江山千古,王朝興替,因果得失,是非成敗,歷來眾說紛紜。用稅眼去看待歷史,不禁讓人耳目一新,從稅收的視角去領略王朝興衰、歷史更替,古今多少事,都付笑談中,我們獨辟蹊徑,讓世人以獨特的視角去接受歷史文化的洗禮。
成也稅收敗也稅收
1644年,北京的春天姍姍來遲。除夕夜的鐘聲遠去百日,紫禁城的寒風還在流連。讓史家無限同情的崇禎皇帝終究沒能擁抱甲申年的春天,隨著“闖逆”破城,這位有心中興、無力回天的悲劇帝王把尊貴的軀體、深重的遺憾和277年的祖宗基業一同掛在煤山的一棵老槐樹上。“日暮思陵噪晚鴉”、“輕取皇冠葬九宮”,這兩個故事講述了明朝滅亡的過程,并進一步挖掘隱藏在其后的深層原因:明朝敗亡從財政失控開始,財政失控可概括為8個字:增收無力,節支乏術。
明朝廷有一項規定,親藩受賜田地載于金冊,免繳全部稅糧,免除差役。
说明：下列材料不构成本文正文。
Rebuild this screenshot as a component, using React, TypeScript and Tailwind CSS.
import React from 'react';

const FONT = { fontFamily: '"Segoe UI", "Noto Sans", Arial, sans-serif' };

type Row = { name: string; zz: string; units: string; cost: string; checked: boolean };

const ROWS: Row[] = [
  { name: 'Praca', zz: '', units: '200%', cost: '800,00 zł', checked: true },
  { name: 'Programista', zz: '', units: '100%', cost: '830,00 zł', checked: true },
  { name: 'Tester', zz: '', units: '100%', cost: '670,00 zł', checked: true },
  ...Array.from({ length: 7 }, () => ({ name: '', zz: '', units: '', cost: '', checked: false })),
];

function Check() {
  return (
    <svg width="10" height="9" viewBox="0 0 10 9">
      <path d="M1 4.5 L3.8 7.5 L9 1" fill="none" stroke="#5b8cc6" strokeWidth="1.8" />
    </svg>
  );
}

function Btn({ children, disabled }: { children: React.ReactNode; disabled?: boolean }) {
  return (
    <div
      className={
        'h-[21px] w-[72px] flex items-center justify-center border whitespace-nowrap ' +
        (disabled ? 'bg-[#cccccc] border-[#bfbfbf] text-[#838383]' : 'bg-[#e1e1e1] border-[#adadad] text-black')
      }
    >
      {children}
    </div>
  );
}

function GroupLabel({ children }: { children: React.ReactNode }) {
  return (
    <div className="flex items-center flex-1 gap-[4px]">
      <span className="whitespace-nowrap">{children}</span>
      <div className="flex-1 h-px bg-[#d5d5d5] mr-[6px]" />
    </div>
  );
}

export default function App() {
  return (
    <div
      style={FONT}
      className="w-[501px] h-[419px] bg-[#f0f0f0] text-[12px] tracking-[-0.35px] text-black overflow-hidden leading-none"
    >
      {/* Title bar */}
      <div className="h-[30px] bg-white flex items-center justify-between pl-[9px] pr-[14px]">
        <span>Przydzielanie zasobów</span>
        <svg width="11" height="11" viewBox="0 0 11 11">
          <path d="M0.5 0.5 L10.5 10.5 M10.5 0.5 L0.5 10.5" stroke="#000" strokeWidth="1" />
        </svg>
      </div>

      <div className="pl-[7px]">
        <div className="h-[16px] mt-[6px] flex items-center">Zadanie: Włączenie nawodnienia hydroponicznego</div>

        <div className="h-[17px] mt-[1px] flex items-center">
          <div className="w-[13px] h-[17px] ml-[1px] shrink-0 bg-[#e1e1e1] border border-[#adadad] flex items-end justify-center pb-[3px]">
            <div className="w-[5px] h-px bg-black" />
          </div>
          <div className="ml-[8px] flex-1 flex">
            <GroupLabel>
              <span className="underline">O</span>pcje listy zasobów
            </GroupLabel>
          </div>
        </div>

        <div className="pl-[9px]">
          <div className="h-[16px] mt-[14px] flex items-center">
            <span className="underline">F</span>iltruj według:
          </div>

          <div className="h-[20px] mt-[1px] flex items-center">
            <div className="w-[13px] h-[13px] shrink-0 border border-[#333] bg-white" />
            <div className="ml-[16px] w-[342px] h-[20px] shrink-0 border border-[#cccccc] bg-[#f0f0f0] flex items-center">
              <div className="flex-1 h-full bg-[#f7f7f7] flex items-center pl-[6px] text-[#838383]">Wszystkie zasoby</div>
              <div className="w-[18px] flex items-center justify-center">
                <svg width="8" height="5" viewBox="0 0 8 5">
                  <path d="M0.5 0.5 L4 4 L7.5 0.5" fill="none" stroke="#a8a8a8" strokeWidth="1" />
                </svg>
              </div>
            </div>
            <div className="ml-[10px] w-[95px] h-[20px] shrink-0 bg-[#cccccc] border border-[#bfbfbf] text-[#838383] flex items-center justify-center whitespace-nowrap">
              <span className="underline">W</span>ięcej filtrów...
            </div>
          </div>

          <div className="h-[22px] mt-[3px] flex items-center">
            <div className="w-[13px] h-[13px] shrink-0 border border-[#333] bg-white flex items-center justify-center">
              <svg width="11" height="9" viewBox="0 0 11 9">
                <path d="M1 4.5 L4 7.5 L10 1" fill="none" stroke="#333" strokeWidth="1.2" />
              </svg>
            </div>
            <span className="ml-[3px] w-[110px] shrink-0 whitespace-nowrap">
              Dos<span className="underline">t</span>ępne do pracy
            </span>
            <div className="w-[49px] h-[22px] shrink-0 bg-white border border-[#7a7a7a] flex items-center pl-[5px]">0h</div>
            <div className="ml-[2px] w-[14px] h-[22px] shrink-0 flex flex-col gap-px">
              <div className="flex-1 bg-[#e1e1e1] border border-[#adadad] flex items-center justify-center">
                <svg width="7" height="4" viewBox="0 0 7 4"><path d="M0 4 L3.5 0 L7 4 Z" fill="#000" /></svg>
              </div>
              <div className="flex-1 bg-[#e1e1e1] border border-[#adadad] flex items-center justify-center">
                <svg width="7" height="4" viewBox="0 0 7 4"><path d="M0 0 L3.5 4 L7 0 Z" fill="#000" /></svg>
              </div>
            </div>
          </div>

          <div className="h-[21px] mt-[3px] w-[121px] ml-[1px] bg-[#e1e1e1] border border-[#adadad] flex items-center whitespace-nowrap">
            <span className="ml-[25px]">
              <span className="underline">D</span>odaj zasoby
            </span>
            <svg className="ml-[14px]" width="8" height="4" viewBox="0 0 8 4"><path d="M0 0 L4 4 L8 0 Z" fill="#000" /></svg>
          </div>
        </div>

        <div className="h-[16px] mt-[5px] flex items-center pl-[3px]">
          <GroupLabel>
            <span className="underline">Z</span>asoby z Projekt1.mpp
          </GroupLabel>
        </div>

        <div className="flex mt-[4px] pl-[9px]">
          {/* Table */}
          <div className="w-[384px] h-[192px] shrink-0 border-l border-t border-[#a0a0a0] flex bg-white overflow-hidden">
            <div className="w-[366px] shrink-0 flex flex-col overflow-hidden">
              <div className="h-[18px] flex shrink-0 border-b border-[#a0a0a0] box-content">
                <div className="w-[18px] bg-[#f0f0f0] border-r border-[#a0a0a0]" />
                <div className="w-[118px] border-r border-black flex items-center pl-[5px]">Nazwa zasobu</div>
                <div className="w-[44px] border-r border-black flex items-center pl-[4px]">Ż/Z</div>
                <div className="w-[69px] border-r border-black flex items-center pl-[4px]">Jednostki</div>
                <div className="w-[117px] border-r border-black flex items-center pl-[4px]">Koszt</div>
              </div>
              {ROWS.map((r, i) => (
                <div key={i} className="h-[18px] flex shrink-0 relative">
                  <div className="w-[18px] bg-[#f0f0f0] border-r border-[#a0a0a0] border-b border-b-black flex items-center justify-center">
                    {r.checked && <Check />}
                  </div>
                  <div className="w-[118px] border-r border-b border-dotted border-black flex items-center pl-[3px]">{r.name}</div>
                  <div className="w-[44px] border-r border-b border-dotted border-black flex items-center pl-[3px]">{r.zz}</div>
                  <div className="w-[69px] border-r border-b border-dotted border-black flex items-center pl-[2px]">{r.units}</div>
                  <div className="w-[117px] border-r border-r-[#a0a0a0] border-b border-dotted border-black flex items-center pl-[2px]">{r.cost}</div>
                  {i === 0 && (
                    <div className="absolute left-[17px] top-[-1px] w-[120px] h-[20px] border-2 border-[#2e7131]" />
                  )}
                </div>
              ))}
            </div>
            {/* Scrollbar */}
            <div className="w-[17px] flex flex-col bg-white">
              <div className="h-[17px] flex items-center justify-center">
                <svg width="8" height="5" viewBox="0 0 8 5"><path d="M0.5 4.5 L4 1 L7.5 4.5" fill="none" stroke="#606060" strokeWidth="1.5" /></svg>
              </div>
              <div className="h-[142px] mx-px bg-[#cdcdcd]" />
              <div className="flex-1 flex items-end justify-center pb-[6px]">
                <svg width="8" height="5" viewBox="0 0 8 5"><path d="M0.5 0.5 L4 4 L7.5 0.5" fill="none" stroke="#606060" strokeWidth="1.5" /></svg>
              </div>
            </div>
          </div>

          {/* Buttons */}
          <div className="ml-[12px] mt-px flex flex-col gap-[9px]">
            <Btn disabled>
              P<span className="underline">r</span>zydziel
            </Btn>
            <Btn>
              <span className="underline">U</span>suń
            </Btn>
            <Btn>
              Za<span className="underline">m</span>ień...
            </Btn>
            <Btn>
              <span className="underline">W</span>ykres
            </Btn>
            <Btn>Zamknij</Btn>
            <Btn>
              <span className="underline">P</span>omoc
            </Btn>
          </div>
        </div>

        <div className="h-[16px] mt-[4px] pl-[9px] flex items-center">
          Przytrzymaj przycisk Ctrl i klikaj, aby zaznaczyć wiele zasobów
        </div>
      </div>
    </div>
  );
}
這意味著大量占有土地、資產和資源的王公貴族以及官僚階層游離于稅收之外。明朝后期,免稅土地的范圍越來越大,大量應稅耕地滾雪球一樣集中在特權階層名下,變成免稅耕地。公元1502年,全國田地總數8357485頃,實際繳納田賦的土地只有4228058頃,僅占一半。額田減半,稅收收入自然減少。為了使稅收收入不縮水,朝廷開始加派田賦。如萬歷四十六年(公元1618年),朝廷決定對每畝地加征田賦3厘5毫,后又加征3厘5毫。再過兩年,又增2厘,此為遼餉。后又加征剿餉、練餉。“三餉”之外朝廷又開征礦榷稅,“征榷之使急于星火,搜括之令密如牛毛”,使得整個國家“如沸鼎同煎,無一片安樂之地”。引發了嚴重的社會政治危機。
雖然崇禎皇帝殫精竭慮,勵精圖治,不耽聲色,兢兢業業,竭力矯正自明朝中葉以來導致皇綱不振的種種積弊,但亡國之君的悲劇還是落到他的身上。
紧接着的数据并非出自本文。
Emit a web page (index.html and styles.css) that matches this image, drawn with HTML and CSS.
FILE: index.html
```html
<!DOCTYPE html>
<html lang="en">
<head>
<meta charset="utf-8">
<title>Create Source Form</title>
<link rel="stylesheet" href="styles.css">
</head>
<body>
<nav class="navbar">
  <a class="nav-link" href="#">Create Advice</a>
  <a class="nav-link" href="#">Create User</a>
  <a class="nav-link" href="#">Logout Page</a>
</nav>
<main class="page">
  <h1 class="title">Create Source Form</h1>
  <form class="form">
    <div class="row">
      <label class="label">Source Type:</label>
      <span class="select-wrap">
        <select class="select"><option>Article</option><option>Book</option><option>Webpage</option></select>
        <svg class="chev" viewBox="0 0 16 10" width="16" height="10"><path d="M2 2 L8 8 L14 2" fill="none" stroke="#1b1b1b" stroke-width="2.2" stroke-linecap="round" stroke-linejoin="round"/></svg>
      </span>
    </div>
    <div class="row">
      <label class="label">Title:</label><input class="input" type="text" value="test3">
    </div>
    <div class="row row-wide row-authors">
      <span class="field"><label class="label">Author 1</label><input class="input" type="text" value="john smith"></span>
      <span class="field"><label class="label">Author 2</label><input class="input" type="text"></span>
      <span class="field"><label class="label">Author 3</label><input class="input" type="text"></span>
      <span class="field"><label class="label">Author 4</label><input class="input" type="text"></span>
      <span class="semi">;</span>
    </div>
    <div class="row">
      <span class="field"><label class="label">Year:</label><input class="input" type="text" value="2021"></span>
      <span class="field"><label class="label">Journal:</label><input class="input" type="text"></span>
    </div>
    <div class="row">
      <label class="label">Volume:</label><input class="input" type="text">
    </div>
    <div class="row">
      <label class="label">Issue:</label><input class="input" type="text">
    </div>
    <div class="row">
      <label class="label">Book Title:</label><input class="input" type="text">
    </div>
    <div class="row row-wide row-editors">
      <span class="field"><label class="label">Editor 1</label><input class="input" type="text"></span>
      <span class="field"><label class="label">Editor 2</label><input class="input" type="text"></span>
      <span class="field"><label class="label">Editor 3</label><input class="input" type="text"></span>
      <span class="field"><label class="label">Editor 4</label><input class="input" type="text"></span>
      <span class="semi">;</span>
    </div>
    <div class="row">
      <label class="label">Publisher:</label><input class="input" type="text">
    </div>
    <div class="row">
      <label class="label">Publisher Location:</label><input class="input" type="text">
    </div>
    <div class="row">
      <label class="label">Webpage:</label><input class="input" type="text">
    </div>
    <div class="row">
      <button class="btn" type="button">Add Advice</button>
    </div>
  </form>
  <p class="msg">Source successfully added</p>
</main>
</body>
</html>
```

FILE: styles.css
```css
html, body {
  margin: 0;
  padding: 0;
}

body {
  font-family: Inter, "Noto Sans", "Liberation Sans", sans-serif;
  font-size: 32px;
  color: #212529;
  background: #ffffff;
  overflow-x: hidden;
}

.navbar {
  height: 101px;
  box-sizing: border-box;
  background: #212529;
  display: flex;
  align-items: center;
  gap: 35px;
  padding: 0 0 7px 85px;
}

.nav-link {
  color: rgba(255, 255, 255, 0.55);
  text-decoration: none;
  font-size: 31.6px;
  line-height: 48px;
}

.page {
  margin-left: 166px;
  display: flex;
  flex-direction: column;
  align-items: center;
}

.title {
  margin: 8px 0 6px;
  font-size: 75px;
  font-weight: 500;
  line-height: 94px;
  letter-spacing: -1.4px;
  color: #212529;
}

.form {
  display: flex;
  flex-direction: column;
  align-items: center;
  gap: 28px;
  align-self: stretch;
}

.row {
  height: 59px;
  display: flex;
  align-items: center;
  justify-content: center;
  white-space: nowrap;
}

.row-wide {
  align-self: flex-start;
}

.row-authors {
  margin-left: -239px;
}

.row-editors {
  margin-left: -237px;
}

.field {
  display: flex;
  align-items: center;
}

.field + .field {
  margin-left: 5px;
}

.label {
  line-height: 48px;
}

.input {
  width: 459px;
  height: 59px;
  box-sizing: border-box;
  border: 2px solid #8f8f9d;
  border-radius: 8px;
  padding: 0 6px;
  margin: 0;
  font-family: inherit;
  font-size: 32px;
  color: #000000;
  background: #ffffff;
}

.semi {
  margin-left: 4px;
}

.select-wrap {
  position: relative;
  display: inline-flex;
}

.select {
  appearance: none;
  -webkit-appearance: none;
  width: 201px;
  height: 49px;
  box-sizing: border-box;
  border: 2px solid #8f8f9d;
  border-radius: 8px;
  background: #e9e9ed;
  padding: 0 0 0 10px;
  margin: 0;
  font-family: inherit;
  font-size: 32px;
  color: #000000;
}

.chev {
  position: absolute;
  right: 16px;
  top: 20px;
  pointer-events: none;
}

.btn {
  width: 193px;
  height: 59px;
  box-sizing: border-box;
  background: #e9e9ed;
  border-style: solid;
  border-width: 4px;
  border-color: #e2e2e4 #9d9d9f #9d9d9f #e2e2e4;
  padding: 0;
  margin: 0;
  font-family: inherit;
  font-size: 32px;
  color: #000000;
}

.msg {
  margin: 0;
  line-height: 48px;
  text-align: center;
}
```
明末農民起義軍領袖李自成“勝如風卷殘云,敗如江海決堤;來時讓人震撼,去時令人驚惶”。其政權曇花一現的根本原因是兵驕、喪德,外加不懂稅收。他實行的是劫掠性的土匪財政政策。如果說崇禎帝是死于橫征暴斂,那么,李自成就是死于免稅劫掠。各走極端的稅收政策,最終使大明和大順走向殊途同歸的敗亡之路。
從稅收的周期律看歷史的周期律
一本本史書是用戰爭與賦稅刊刻的;一個個朝代,是被掠奪與揮霍斷送的。從絕對意義上說,戰爭是吞食稅款的饕餮,任何一場戰爭都需要稅收收入作后盾,任何一場戰爭都是納稅人買單。
從“殷鑒”、秦王宮殿的焦土、三國兩晉南北朝擁有免稅權利的門閥士族、寺院經濟,一直到明朝廷的增收無力,節支乏術,大清的“政以賄成”,進而是北洋政府因稅收自主權被列強侵吞、地方軍閥各自為政,其中稅收之于社會流變、衰變、量變、質變的“貢獻率”,一目了然。稅收政策方面的不人道作法,使各個封建王朝的敗亡提速。
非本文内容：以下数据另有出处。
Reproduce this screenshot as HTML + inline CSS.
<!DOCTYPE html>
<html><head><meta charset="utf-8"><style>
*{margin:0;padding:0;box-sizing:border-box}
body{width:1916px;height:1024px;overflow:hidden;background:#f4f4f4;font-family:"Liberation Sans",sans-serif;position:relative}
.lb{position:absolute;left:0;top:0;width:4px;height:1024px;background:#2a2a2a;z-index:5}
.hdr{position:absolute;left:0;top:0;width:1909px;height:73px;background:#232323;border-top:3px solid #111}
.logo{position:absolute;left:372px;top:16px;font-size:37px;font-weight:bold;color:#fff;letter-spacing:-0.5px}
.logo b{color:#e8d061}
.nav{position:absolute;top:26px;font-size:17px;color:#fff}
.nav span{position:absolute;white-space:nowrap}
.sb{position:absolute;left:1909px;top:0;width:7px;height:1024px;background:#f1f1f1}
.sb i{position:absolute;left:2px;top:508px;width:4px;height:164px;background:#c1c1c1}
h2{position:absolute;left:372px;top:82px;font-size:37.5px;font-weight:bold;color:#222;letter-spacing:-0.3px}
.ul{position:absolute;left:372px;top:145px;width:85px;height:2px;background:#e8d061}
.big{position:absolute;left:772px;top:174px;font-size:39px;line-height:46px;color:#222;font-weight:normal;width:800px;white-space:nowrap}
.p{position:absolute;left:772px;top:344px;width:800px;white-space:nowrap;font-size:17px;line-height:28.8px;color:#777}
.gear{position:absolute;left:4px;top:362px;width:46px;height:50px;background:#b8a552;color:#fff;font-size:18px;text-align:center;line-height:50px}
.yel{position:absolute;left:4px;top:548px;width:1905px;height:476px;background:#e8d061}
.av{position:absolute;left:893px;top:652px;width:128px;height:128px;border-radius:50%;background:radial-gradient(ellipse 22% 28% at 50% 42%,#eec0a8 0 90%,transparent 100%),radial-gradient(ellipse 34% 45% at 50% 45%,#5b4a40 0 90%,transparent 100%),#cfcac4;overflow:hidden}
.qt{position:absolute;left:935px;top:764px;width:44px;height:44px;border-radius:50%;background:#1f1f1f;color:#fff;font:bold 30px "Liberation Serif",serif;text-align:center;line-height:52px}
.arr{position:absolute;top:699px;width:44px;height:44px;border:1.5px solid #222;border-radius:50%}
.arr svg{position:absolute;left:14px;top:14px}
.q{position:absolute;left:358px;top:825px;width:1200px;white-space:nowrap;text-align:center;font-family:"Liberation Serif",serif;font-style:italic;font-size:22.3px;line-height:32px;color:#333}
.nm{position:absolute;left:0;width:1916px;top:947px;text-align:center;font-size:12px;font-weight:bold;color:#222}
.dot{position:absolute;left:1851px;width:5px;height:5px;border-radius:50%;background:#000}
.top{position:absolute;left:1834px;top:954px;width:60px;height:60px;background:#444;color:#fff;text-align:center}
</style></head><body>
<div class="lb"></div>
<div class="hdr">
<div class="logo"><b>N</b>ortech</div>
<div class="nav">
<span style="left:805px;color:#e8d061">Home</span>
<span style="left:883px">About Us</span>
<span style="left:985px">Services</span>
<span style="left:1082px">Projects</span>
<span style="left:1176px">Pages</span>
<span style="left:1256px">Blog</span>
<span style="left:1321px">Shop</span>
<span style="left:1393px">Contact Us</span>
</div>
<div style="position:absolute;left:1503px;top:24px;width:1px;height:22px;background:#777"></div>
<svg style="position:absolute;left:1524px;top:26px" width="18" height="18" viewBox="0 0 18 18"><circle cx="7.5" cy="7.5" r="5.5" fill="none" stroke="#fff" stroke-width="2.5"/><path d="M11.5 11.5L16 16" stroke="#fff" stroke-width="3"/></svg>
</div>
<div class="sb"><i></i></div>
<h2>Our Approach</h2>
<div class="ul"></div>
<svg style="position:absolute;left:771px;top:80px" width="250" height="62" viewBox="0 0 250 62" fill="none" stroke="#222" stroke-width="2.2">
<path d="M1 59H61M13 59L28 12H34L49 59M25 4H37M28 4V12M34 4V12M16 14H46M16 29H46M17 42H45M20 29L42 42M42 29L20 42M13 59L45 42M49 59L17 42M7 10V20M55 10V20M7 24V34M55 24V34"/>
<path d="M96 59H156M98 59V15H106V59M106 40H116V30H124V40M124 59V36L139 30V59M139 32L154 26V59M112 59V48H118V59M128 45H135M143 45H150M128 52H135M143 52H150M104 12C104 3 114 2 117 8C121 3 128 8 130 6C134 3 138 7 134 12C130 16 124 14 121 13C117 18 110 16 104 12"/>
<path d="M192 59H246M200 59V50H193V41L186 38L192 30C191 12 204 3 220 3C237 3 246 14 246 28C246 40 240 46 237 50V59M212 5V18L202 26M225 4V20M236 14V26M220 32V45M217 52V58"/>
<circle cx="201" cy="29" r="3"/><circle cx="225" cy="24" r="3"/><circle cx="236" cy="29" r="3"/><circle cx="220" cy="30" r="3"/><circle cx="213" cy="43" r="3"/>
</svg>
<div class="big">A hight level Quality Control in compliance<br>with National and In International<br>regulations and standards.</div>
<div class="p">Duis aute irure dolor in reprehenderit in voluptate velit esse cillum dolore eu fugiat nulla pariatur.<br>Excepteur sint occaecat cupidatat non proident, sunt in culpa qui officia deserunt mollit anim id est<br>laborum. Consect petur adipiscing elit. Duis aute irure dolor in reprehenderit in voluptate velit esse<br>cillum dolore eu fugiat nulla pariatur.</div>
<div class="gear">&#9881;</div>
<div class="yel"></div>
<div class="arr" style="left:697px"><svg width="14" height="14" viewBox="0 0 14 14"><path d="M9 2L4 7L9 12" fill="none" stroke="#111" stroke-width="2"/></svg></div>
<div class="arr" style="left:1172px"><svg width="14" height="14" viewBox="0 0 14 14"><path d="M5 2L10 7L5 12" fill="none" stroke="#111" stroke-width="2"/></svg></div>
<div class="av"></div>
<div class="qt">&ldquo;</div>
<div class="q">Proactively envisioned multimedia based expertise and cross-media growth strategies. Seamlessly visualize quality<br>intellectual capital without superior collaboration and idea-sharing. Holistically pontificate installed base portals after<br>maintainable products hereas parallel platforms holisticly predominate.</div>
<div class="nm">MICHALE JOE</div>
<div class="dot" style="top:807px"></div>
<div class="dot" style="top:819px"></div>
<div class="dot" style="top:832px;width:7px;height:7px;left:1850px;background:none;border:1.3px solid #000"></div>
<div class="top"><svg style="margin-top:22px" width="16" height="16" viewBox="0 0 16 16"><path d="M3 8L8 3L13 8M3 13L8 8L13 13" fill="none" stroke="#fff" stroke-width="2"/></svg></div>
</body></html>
沒有輕稅薄賦的如意彩筆,唐宗宋祖繪不出名垂青史的文治武功;沒有橫征暴斂的矛盾積聚,桀紂幽厲引不來國破家亡的塌天橫禍。物阜民豐,百業俱興,大平盛世是以稅為詩的舒緩牧歌;苛政如虎,窮兵黷武,驕奢淫逸,是以稅為戈的瘋狂戰歌。休養生息就是長治久安,橫征暴斂就是自掘墳墓。在中國傳統的稅收文化中,輕徭薄賦一直是各個王朝的理想和追求,但到王朝末期都演變為橫征暴斂。對此,讀者就可以看出兩張路線圖:一張是“鞏固政權——貪圖享樂——驕奢淫逸——烽煙四起——人亡政息”,另一張是“輕徭薄賦——聚斂財富——橫征暴斂——竭澤而漁——人亡政息”。把這兩張路線圖放在一起,我們可以從稅收的周期律看到歷史的周期律。